August 31, 2009 / Posted by:

Here’s your daily dose of Michael Jackson fanfiction courtesy of The Sun! They have it on good authority (aka the visions they saw after dropping acid while watching The Good Son) that Macaulay Culkin is Blanket Jackson’s biological father. Even Claire Cruise has filed this under CRAAAAZY TALK.

A source said that 29-year-old Macaulay donated sperm which was used to create 7-year-old Blanket. The source went on to fart, “This isn’t just chitter-chatter, even Culkin suspects he’s Blanket’s father. So many names have been mentioned as prospective dads, and this is probably the wackiest yet. But Jackson and Culkin were best friends. He was one of the few people Jackson really trusted and Mack never let him down.
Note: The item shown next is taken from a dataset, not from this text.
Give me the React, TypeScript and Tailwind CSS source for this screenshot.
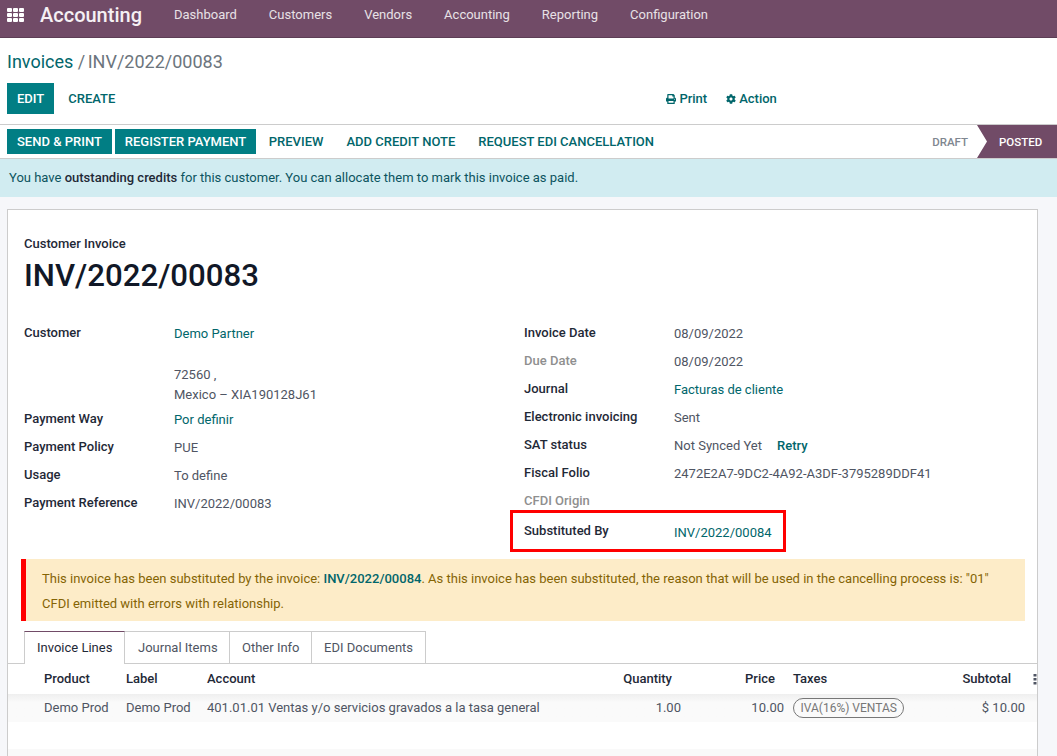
import {FaCog, FaPrint} from 'react-icons/fa'

const menu = ['Dashboard', 'Customers', 'Vendors', 'Accounting', 'Reporting', 'Configuration']
const tabs = [
  {label: 'Journal Items', width: 'w-[105px] pl-[13px]'},
  {label: 'Other Info', width: 'w-[82px] pl-[12px]'},
  {label: 'EDI Documents', width: 'w-[114px] pl-[12px]'},
]

const AppsIcon = () => (
  <svg width="17" height="14" viewBox="0 0 17 14" fill="currentColor">
    {[0, 6, 12].map((x) =>
      [0, 5, 10].map((y) => <rect key={`${x}-${y}`} x={x} y={y} width="5" height="4" rx="1" />),
    )}
  </svg>
)

const Field = ({label, muted, children}: {label: string; muted?: boolean; children?: React.ReactNode}) => (
  <div className="flex h-7 items-center">
    <div className={`w-[150px] shrink-0 pb-[2px] font-medium ${muted ? 'text-[#8f8f8f]' : 'text-[#1f2937]'}`}>{label}</div>
    <div className="flex items-center text-[#4f5563]">{children}</div>
  </div>
)

const Link = ({children}: {children: React.ReactNode}) => <span className="text-[#01666b]">{children}</span>

const TextButton = ({children}: {children: React.ReactNode}) => (
  <button className="px-[11.5px] text-[13px] font-medium text-[#01666b]">{children}</button>
)

const PrimaryButton = ({children}: {children: React.ReactNode}) => (
  <button className="bg-[#017e84] px-[10px] text-[13px] font-medium text-white">{children}</button>
)

const headCell = 'flex items-center font-medium text-[#1f2937]'

export default function App() {
  return (
    <div className="relative h-[756px] w-[1057px] overflow-hidden bg-[#f6f7fa] font-['Roboto',sans-serif] text-[13px] leading-[20px]">
      <nav className="flex h-[38px] items-center border-b border-[#5d3e55] bg-[#714b67] text-white">
        <span className="ml-[7px] mb-[8px] text-white">
          <AppsIcon />
        </span>
        <span className="ml-[16px] mb-[8px] text-[20px] font-medium text-[#f5f0f4]">Accounting</span>
        <div className="mb-[8px] ml-[32px] flex gap-[32px] text-[#e8e1e6]">
          {menu.map((item) => (
            <span key={item}>{item}</span>
          ))}
        </div>
      </nav>

      <div className="bg-white">
        <div className="px-[7px] pt-[11px] text-[18px] leading-[26px] text-[#6c757d]">
          <span className="text-[#01666b]">Invoices</span> / <span className="-ml-[2px]">INV/2022/00083</span>
        </div>
        <div className="mt-[8px] flex h-[31px] items-stretch pl-[7px]">
          <PrimaryButton>EDIT</PrimaryButton>
          <button className="ml-[4px] px-[10px] text-[13px] font-medium text-[#01666b]">CREATE</button>
          <div className="ml-[541px] flex items-center font-medium text-[#01666b]">
            <FaPrint className="mr-[3px] size-[10px]" />
            <span>Print</span>
            <FaCog className="ml-[19px] mr-[3px] size-[10px]" />
            <span>Action</span>
          </div>
        </div>

        <div className="mt-[10px] flex h-[35px] items-center border-y border-[#ccc]">
          <div className="flex h-[25px] items-stretch gap-[3px] pl-[7px]">
            <PrimaryButton>SEND &amp; PRINT</PrimaryButton>
            <PrimaryButton>REGISTER PAYMENT</PrimaryButton>
          </div>
          <div className="ml-[1px] flex">
            <TextButton>PREVIEW</TextButton>
            <TextButton>ADD CREDIT NOTE</TextButton>
            <TextButton>REQUEST EDI CANCELLATION</TextButton>
          </div>
          <div className="ml-auto flex h-full items-stretch">
            <div className="flex items-center pr-[9px] text-[11.5px] font-medium text-[#7f8790]">DRAFT</div>
            <div className="flex w-[80px] items-center bg-[#714b67] pl-[22px] text-[11.5px] font-medium text-white [clip-path:polygon(0_0,100%_0,100%_100%,0_100%,10px_50%)]">
              POSTED
            </div>
          </div>
        </div>

        <div className="flex h-[38px] items-center bg-[#d1ecf1] pl-[9px] text-[#0c5460]">
          <span>
            You have <b className="font-medium text-[#1f2937]">outstanding credits</b> for this customer. You can allocate them to mark this invoice as paid.
          </span>
        </div>
      </div>

      <main className="ml-[7px] mt-[12px] h-[600px] w-[1031px] border border-[#ccc] bg-white">
        <div className="px-[16px] pt-[24px] font-medium text-[#1f2937]">Customer Invoice</div>
        <h1 className="px-[16px] pt-[2px] text-[31.2px] font-medium leading-[40px] text-[#111827]">INV/2022/00083</h1>

        <div className="mt-[24px] flex px-[16px]">
          <div className="w-[500px]">
            <Field label="Customer">
              <Link>Demo Partner</Link>
            </Field>
            <div className="h-[17px]" />
            <div className="pb-[1px] pl-[150px] leading-[20px] text-[#4f5563]">
              72560 ,
              <br />
              Mexico – XIA190128J61
            </div>
            <Field label="Payment Way">
              <Link>Por definir</Link>
            </Field>
            <Field label="Payment Policy">PUE</Field>
            <Field label="Usage">To define</Field>
            <Field label="Payment Reference">INV/2022/00083</Field>
          </div>
          <div>
            <Field label="Invoice Date">08/09/2022</Field>
            <Field label="Due Date" muted>
              08/09/2022
            </Field>
            <Field label="Journal">
              <Link>Facturas de cliente</Link>
            </Field>
            <Field label="Electronic invoicing">Sent</Field>
            <Field label="SAT status">
              Not Synced Yet
              <span className="ml-[15px] font-medium text-[#01666b]">Retry</span>
            </Field>
            <Field label="Fiscal Folio">2472E2A7-9DC2-4A92-A3DF-3795289DDF41</Field>
            <Field label="CFDI Origin" muted />
            <div className="flex h-[32px] items-center">
              <div className="w-[150px] pb-[2px] font-medium text-[#1f2937]">Substituted By</div>
              <span className="mt-[2px]">
                <Link>INV/2022/00084</Link>
              </span>
            </div>
          </div>
        </div>

        <div className="ml-[13px] mr-[12px] mt-[11px] h-[62px] border-l-[5px] border-[#ff0000] bg-[#fdecc8] pl-[16px] pr-[16px] pt-[7px] leading-[25px] text-[#856404]">
          This invoice has been substituted by the invoice: <b className="font-medium text-[#01666b]">INV/2022/00084</b>. As this invoice has been substituted, the reason that will be used in the cancelling process is: "01" CFDI emitted with errors with relationship.
        </div>

        <div className="mt-[10px] flex h-[33px] items-stretch border-b border-[#ccc] pl-[16px] text-[#4f5563]">
          <div className="z-10 flex h-[33px] w-[101px] items-center border-x border-t border-[#ccc] border-t-[#714b67] bg-white pl-[12px] text-[#1f2937]">Invoice Lines</div>
          {tabs.map((tab) => (
            <div key={tab.label} className={`flex items-center border-r border-t border-[#ccc] ${tab.width}`}>
              {tab.label}
            </div>
          ))}
        </div>

        <div className="grid h-[30px] grid-cols-[29px_82px_81px_382px_102px_102px_135px_108px_8px] items-center">
          <span />
          <div className={`${headCell} pl-[7px]`}>Product</div>
          <div className={`${headCell} pl-[7px]`}>Label</div>
          <div className={`${headCell} pl-[7px]`}>Account</div>
          <div className={`${headCell} justify-end pr-[12px]`}>Quantity</div>
          <div className={`${headCell} justify-end pr-[11px]`}>Price</div>
          <div className={`${headCell} pl-[7px]`}>Taxes</div>
          <div className={`${headCell} justify-end pr-[18px]`}>Subtotal</div>
          <svg width="4" height="12" viewBox="0 0 4 12" fill="#4f5563" className="ml-[4px]">
            <rect x="0.5" y="1" width="3" height="2.5" />
            <rect x="0.5" y="5" width="3" height="2.5" />
            <rect x="0.5" y="9" width="3" height="2.5" />
          </svg>
        </div>

        <div className="grid h-[28px] grid-cols-[29px_82px_81px_382px_102px_102px_135px_108px_8px] items-center bg-gradient-to-b from-[#efefef] from-0% to-[#fafafa] to-30% text-[#4f5563]">
          <span />
          <div className="pl-[7px]">Demo Prod</div>
          <div className="pl-[7px]">Demo Prod</div>
          <div className="whitespace-nowrap pl-[7px]">401.01.01 Ventas y/o servicios gravados a la tasa general</div>
          <div className="pr-[3px] text-right">1.00</div>
          <div className="pr-[2px] text-right">10.00</div>
          <div className="pl-[7px]">
            <span className="inline-flex h-[20px] items-center rounded-full border border-[#777] px-[6.5px] text-[12px] text-[#777]">IVA(16%) VENTAS</span>
          </div>
          <div className="pr-[4px] text-right">$ 10.00</div>
          <span />
        </div>

        <div className="h-[27px] bg-white" />
        <div className="h-[10px] bg-[#f9f9f9]" />
      </main>

      <div className="absolute left-[510px] top-[510px] h-[42px] w-[276px] border-[3px] border-[#ff0000]" />
    </div>
  )
}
Really, Jackson idolised him – that’s why he asked Mack to donate sperm. Deep down, I think he always wished Mack was his son. Creating Blanket was the next best thing.”

Macaulay, who is godfather to two of Michael’s children, has yet to comment on death of Michael Jackson. And of course, he wouldn’t comment on this mess. Maybe he used it to wipe his ass after a serious bowel movement, but he didn’t issue any statements about it.

I should’ve seen the Macaulay rumors from a million miles away. Expect to see this headline in the next edition of Weekly World News: EXCLUSIVE! Linus van Pelt is Blanket’s true biological father! Actually, I’d believe that one.